**INPUT**

##########

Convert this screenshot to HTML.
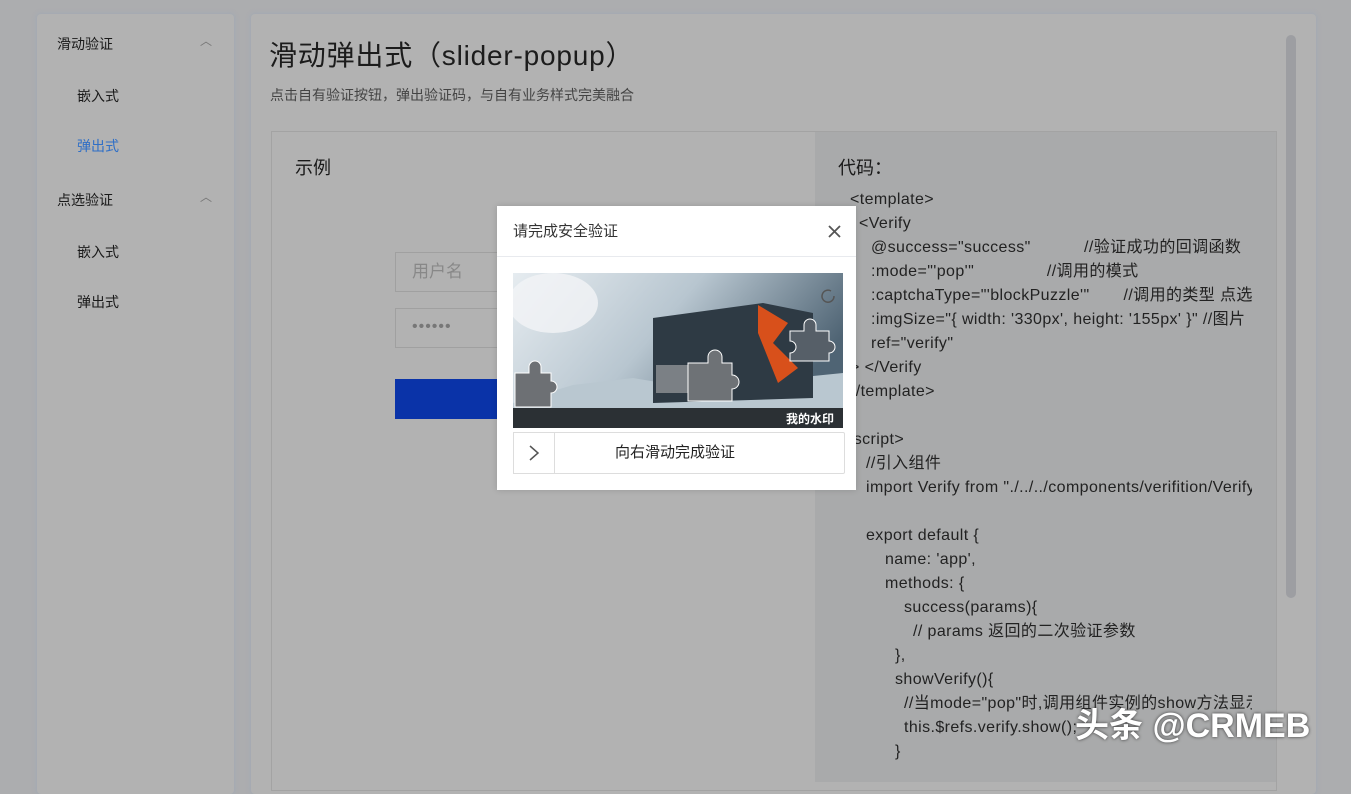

##########

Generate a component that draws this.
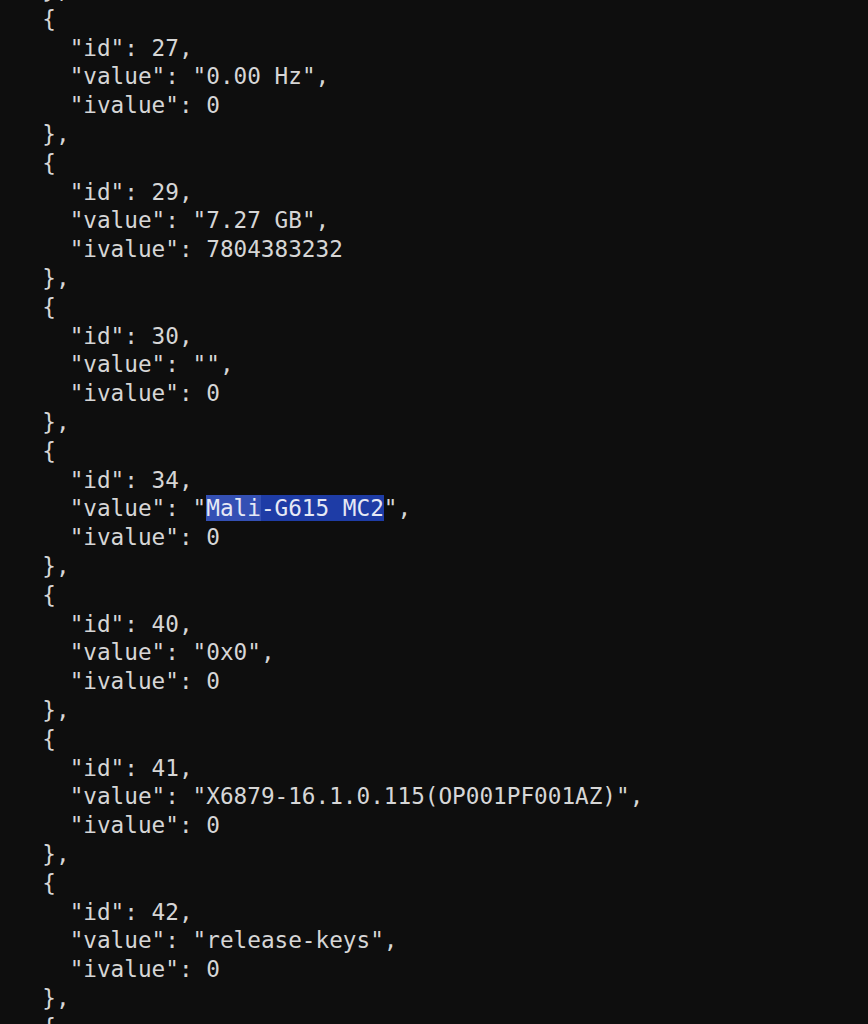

##########

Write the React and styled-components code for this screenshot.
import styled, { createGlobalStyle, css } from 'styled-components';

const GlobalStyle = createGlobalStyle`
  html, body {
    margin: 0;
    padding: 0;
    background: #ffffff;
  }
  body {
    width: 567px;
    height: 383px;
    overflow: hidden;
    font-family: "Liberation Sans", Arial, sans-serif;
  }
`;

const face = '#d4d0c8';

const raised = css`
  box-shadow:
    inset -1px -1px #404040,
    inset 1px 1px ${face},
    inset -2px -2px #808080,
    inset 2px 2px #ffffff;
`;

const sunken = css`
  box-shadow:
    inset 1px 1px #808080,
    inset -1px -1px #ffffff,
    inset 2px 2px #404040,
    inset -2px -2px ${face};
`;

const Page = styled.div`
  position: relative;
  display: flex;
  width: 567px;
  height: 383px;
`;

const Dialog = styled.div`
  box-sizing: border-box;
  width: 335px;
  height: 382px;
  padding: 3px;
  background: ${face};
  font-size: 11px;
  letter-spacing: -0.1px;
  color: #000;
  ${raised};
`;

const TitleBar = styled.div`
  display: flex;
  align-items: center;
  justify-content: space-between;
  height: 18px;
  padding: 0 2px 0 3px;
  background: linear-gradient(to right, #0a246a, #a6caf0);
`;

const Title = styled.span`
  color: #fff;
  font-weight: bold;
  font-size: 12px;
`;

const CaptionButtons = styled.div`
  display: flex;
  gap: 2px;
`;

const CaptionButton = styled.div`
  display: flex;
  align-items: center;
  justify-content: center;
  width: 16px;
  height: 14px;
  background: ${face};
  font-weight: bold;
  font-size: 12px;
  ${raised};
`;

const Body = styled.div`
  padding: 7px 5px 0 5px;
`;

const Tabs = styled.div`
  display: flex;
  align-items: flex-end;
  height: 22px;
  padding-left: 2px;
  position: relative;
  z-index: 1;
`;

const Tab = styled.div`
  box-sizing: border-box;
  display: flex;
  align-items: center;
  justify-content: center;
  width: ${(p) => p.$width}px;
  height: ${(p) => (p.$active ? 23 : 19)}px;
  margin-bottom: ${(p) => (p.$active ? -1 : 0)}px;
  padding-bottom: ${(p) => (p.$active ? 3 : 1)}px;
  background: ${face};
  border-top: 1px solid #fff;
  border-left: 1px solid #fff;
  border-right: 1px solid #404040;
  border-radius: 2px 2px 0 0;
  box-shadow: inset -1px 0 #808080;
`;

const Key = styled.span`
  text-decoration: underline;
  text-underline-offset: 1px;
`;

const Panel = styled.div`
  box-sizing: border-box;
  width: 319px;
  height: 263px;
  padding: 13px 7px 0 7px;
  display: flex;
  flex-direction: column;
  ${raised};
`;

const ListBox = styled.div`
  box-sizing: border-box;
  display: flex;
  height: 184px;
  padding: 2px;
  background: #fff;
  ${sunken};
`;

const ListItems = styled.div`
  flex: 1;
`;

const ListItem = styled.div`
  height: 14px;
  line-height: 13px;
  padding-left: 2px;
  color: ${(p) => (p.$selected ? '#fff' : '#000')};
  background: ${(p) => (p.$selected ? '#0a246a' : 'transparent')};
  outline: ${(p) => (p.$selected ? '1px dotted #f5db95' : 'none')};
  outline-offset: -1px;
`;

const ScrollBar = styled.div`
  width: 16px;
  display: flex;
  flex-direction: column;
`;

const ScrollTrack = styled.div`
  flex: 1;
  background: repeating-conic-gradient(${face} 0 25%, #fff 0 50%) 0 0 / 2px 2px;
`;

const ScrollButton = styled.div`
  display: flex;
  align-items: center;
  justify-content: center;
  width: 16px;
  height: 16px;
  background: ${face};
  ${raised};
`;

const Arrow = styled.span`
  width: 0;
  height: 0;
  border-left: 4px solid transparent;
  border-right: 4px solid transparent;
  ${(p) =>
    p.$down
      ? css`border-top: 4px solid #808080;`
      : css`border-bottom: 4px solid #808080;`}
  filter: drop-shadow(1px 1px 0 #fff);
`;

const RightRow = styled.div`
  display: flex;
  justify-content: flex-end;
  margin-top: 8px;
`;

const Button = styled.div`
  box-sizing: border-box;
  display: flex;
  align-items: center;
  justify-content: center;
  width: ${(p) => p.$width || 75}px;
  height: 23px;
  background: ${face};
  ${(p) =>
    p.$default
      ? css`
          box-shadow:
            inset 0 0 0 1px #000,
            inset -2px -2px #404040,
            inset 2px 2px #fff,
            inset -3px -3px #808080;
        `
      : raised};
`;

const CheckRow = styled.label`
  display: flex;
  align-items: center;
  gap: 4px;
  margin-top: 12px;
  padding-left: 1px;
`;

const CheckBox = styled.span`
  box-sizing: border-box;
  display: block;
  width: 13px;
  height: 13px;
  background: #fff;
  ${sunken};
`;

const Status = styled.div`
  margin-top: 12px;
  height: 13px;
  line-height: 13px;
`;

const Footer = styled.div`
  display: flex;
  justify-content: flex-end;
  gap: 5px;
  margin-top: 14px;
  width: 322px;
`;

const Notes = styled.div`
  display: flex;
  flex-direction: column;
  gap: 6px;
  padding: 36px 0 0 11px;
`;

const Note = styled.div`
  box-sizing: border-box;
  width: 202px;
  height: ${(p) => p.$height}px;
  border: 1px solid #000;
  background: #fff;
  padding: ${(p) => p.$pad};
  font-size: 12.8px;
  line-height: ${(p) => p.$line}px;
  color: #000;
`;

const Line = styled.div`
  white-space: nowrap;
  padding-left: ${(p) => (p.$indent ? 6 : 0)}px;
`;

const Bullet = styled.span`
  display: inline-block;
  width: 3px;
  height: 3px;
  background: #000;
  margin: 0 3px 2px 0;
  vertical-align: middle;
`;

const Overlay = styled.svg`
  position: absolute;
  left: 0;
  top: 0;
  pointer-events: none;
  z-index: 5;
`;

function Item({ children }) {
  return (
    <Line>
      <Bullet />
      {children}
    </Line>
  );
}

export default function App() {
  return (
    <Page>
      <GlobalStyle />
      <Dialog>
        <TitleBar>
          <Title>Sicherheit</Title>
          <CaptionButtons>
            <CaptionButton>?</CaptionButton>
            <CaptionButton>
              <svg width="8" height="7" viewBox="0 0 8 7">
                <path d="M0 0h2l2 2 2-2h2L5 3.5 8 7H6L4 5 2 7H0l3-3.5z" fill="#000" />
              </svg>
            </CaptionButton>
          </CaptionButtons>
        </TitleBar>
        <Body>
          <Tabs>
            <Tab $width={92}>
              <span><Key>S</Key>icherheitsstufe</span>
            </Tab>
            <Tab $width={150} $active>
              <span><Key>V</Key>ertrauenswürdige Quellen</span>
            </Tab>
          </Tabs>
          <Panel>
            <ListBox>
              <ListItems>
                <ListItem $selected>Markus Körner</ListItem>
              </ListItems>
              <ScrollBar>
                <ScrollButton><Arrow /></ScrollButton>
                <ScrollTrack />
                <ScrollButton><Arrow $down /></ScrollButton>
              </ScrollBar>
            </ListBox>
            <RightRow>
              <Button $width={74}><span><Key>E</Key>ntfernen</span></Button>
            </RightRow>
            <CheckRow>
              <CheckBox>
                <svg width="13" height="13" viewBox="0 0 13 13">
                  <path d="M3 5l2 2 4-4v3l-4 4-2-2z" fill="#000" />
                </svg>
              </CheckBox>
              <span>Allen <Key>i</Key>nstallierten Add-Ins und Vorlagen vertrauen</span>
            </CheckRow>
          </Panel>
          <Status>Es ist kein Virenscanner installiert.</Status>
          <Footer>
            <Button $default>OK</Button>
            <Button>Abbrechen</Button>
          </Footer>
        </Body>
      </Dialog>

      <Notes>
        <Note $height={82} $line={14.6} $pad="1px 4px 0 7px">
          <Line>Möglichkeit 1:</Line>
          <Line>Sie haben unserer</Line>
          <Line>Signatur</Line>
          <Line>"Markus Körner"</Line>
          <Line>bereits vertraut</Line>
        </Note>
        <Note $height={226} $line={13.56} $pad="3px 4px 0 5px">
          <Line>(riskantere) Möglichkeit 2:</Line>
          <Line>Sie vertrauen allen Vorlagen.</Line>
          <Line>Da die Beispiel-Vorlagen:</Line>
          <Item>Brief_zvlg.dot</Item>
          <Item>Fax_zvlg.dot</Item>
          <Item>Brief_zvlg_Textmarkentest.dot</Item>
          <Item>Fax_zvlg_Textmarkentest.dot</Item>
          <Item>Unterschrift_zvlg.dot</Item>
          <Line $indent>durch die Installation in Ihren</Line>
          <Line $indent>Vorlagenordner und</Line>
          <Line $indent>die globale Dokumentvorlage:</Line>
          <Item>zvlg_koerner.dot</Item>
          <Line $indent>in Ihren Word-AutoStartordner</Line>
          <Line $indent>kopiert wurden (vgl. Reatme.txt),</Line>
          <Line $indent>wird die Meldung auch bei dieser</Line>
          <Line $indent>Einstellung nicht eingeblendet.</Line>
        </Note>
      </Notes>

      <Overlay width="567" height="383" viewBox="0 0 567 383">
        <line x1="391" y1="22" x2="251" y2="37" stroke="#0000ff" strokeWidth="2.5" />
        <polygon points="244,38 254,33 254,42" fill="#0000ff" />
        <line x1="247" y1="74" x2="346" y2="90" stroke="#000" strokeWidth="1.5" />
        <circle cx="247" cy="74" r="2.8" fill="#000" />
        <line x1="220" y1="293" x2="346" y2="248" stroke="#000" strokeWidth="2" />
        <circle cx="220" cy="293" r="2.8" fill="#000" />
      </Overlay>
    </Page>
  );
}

##########

**EXERCISE**
Which lines include the word "components"? List them all.

**THE OUTPUT**
Write the React and styled-components code for this screenshot.
import styled, { createGlobalStyle, css } from 'styled-components';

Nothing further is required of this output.